▸ Stored items from a collection:
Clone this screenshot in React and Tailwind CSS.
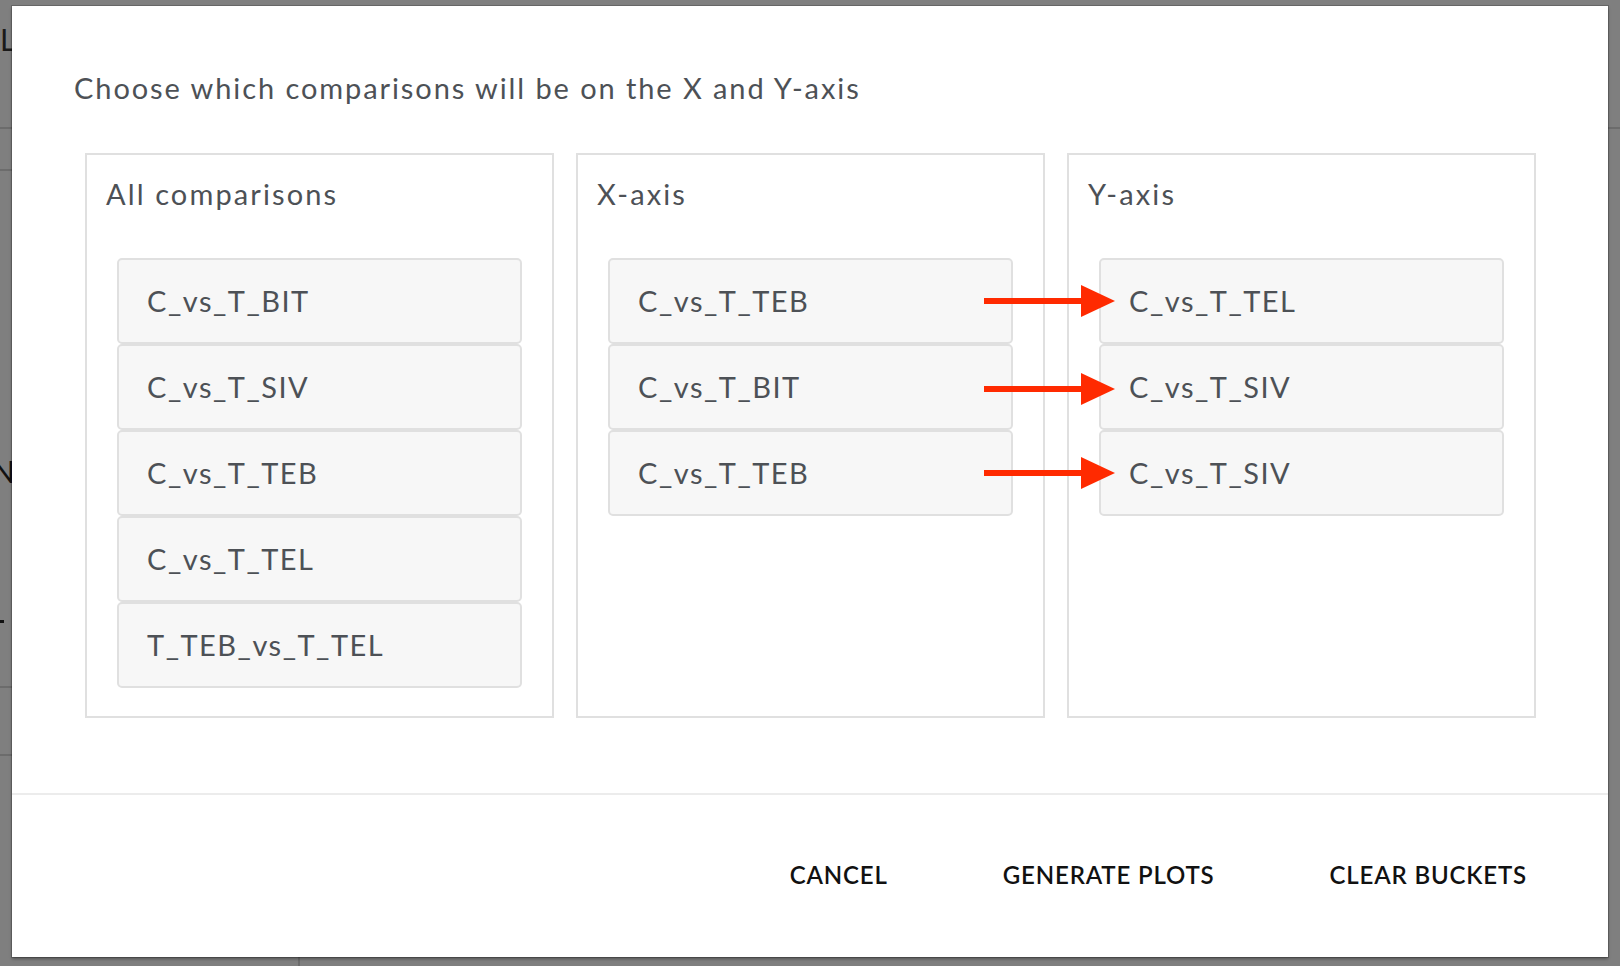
import React from "react";

const cols = [
  { title: "All comparisons", items: ["C_vs_T_BIT", "C_vs_T_SIV", "C_vs_T_TEB", "C_vs_T_TEL", "T_TEB_vs_T_TEL"] },
  { title: "X-axis", items: ["C_vs_T_TEB", "C_vs_T_BIT", "C_vs_T_TEB"] },
  { title: "Y-axis", items: ["C_vs_T_TEL", "C_vs_T_SIV", "C_vs_T_SIV"] },
];

function Arrow() {
  return (
    <svg width="132" height="34" viewBox="0 0 132 34" className="block">
      <rect x="0" y="14" width="100" height="6" fill="#ff2a00" />
      <polygon points="97,1 131,17 97,33" fill="#ff2a00" />
    </svg>
  );
}

export default function App() {
  const font = { fontFamily: "Lato, 'Noto Sans', sans-serif" };
  return (
    <div className="relative w-[1620px] h-[966px] overflow-hidden bg-[#7f7f7f]" style={font}>
      {/* underlying page, dimmed */}
      <div className="absolute left-0 top-[24px] text-[30px] text-[#1a1a1a] leading-none">L0</div>
      <div className="absolute left-0 top-[127px] w-[20px] h-[2px] bg-[#6c6c6c]" />
      <div className="absolute left-0 top-[169px] w-[20px] h-[2px] bg-[#6c6c6c]" />
      <div className="absolute left-[-8px] top-[456px] text-[30px] text-[#111] leading-none">N</div>
      <div className="absolute left-0 top-[620px] w-[4px] h-[3px] bg-[#111]" />
      <div className="absolute left-0 top-[686px] w-[20px] h-[2px] bg-[#6c6c6c]" />
      <div className="absolute left-0 top-[754px] w-[20px] h-[2px] bg-[#6c6c6c]" />
      <div className="absolute right-0 top-[127px] w-[20px] h-[2px] bg-[#6c6c6c]" />
      <div className="absolute left-[298px] top-[940px] w-[2px] h-[30px] bg-[#6c6c6c]" />

      {/* dialog */}
      <div className="absolute left-[12px] top-[6px] w-[1596px] h-[951px] bg-white flex flex-col shadow-[0_0_0_1px_rgba(0,0,0,0.18),0_2px_3px_rgba(0,0,0,0.35)]">
        <div className="pl-[62px] pt-[65px] text-[29px] leading-[34px] tracking-[0.066em] text-[#4d5156]">
          Choose which comparisons will be on the X and Y-axis
        </div>
        <div className="relative flex gap-[22px] pl-[73px] mt-[48px]">
          {cols.map((c) => (
            <div key={c.title} className="w-[469px] h-[565px] border-2 border-[#e0e0e0] flex flex-col">
              <div className="ml-[19px] mt-[22px] text-[29px] leading-[34px] tracking-[0.073em] text-[#4d5156]">{c.title}</div>
              <div className="mx-[30px] mt-[47px] flex flex-col">
                {c.items.map((it, i) => (
                  <div
                    key={i}
                    className="h-[86px] border-2 border-[#e0e0e0] rounded-[5px] bg-[#f7f7f7] flex items-center pl-[28px] text-[29px] tracking-[0.052em] text-[#4d5156]"
                  >
                    {it}
                  </div>
                ))}
              </div>
            </div>
          ))}
          {/* annotation arrows */}
          <div className="absolute left-[972px] top-[131px] flex flex-col gap-[52px]">
            <Arrow />
            <div className="mt-[2px]"><Arrow /></div>
            <div className="-mt-[2px]"><Arrow /></div>
          </div>
        </div>
        <div className="mt-[75px] h-[2px] bg-[#ececec]" />
        <div className="flex-1 flex items-center justify-end gap-[115px] pr-[81px] pb-[2px]">
          {["CANCEL", "GENERATE PLOTS", "CLEAR BUCKETS"].map((b) => (
            <button key={b} className="text-[24px] font-semibold text-[#111] tracking-[0.035em] leading-none">
              {b}
            </button>
          ))}
        </div>
      </div>
    </div>
  );
}
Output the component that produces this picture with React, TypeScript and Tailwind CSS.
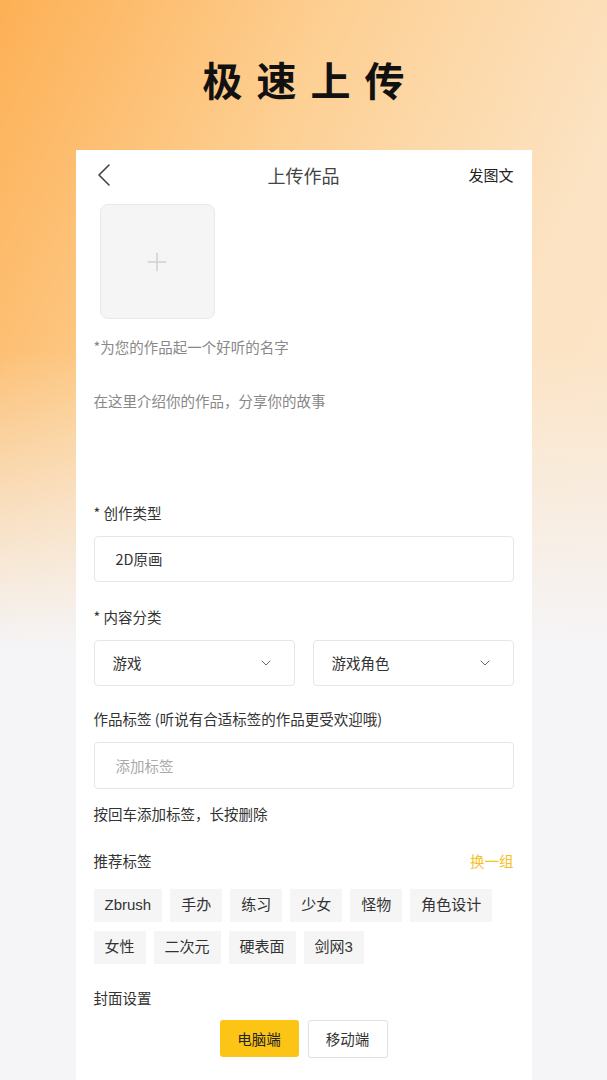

▸ JOB: Retype the records exactly. Any image in them should not appear in what you write.

▸ FULL OUTPUT:
Clone this screenshot in React and Tailwind CSS.
import React from "react";

const cols = [
  { title: "All comparisons", items: ["C_vs_T_BIT", "C_vs_T_SIV", "C_vs_T_TEB", "C_vs_T_TEL", "T_TEB_vs_T_TEL"] },
  { title: "X-axis", items: ["C_vs_T_TEB", "C_vs_T_BIT", "C_vs_T_TEB"] },
  { title: "Y-axis", items: ["C_vs_T_TEL", "C_vs_T_SIV", "C_vs_T_SIV"] },
];

function Arrow() {
  return (
    <svg width="132" height="34" viewBox="0 0 132 34" className="block">
      <rect x="0" y="14" width="100" height="6" fill="#ff2a00" />
      <polygon points="97,1 131,17 97,33" fill="#ff2a00" />
    </svg>
  );
}

export default function App() {
  const font = { fontFamily: "Lato, 'Noto Sans', sans-serif" };
  return (
    <div className="relative w-[1620px] h-[966px] overflow-hidden bg-[#7f7f7f]" style={font}>
      {/* underlying page, dimmed */}
      <div className="absolute left-0 top-[24px] text-[30px] text-[#1a1a1a] leading-none">L0</div>
      <div className="absolute left-0 top-[127px] w-[20px] h-[2px] bg-[#6c6c6c]" />
      <div className="absolute left-0 top-[169px] w-[20px] h-[2px] bg-[#6c6c6c]" />
      <div className="absolute left-[-8px] top-[456px] text-[30px] text-[#111] leading-none">N</div>
      <div className="absolute left-0 top-[620px] w-[4px] h-[3px] bg-[#111]" />
      <div className="absolute left-0 top-[686px] w-[20px] h-[2px] bg-[#6c6c6c]" />
      <div className="absolute left-0 top-[754px] w-[20px] h-[2px] bg-[#6c6c6c]" />
      <div className="absolute right-0 top-[127px] w-[20px] h-[2px] bg-[#6c6c6c]" />
      <div className="absolute left-[298px] top-[940px] w-[2px] h-[30px] bg-[#6c6c6c]" />

      {/* dialog */}
      <div className="absolute left-[12px] top-[6px] w-[1596px] h-[951px] bg-white flex flex-col shadow-[0_0_0_1px_rgba(0,0,0,0.18),0_2px_3px_rgba(0,0,0,0.35)]">
        <div className="pl-[62px] pt-[65px] text-[29px] leading-[34px] tracking-[0.066em] text-[#4d5156]">
          Choose which comparisons will be on the X and Y-axis
        </div>
        <div className="relative flex gap-[22px] pl-[73px] mt-[48px]">
          {cols.map((c) => (
            <div key={c.title} className="w-[469px] h-[565px] border-2 border-[#e0e0e0] flex flex-col">
              <div className="ml-[19px] mt-[22px] text-[29px] leading-[34px] tracking-[0.073em] text-[#4d5156]">{c.title}</div>
              <div className="mx-[30px] mt-[47px] flex flex-col">
                {c.items.map((it, i) => (
                  <div
                    key={i}
                    className="h-[86px] border-2 border-[#e0e0e0] rounded-[5px] bg-[#f7f7f7] flex items-center pl-[28px] text-[29px] tracking-[0.052em] text-[#4d5156]"
                  >
                    {it}
                  </div>
                ))}
              </div>
            </div>
          ))}
          {/* annotation arrows */}
          <div className="absolute left-[972px] top-[131px] flex flex-col gap-[52px]">
            <Arrow />
            <div className="mt-[2px]"><Arrow /></div>
            <div className="-mt-[2px]"><Arrow /></div>
          </div>
        </div>
        <div className="mt-[75px] h-[2px] bg-[#ececec]" />
        <div className="flex-1 flex items-center justify-end gap-[115px] pr-[81px] pb-[2px]">
          {["CANCEL", "GENERATE PLOTS", "CLEAR BUCKETS"].map((b) => (
            <button key={b} className="text-[24px] font-semibold text-[#111] tracking-[0.035em] leading-none">
              {b}
            </button>
          ))}
        </div>
      </div>
    </div>
  );
}
Output the component that produces this picture with React, TypeScript and Tailwind CSS.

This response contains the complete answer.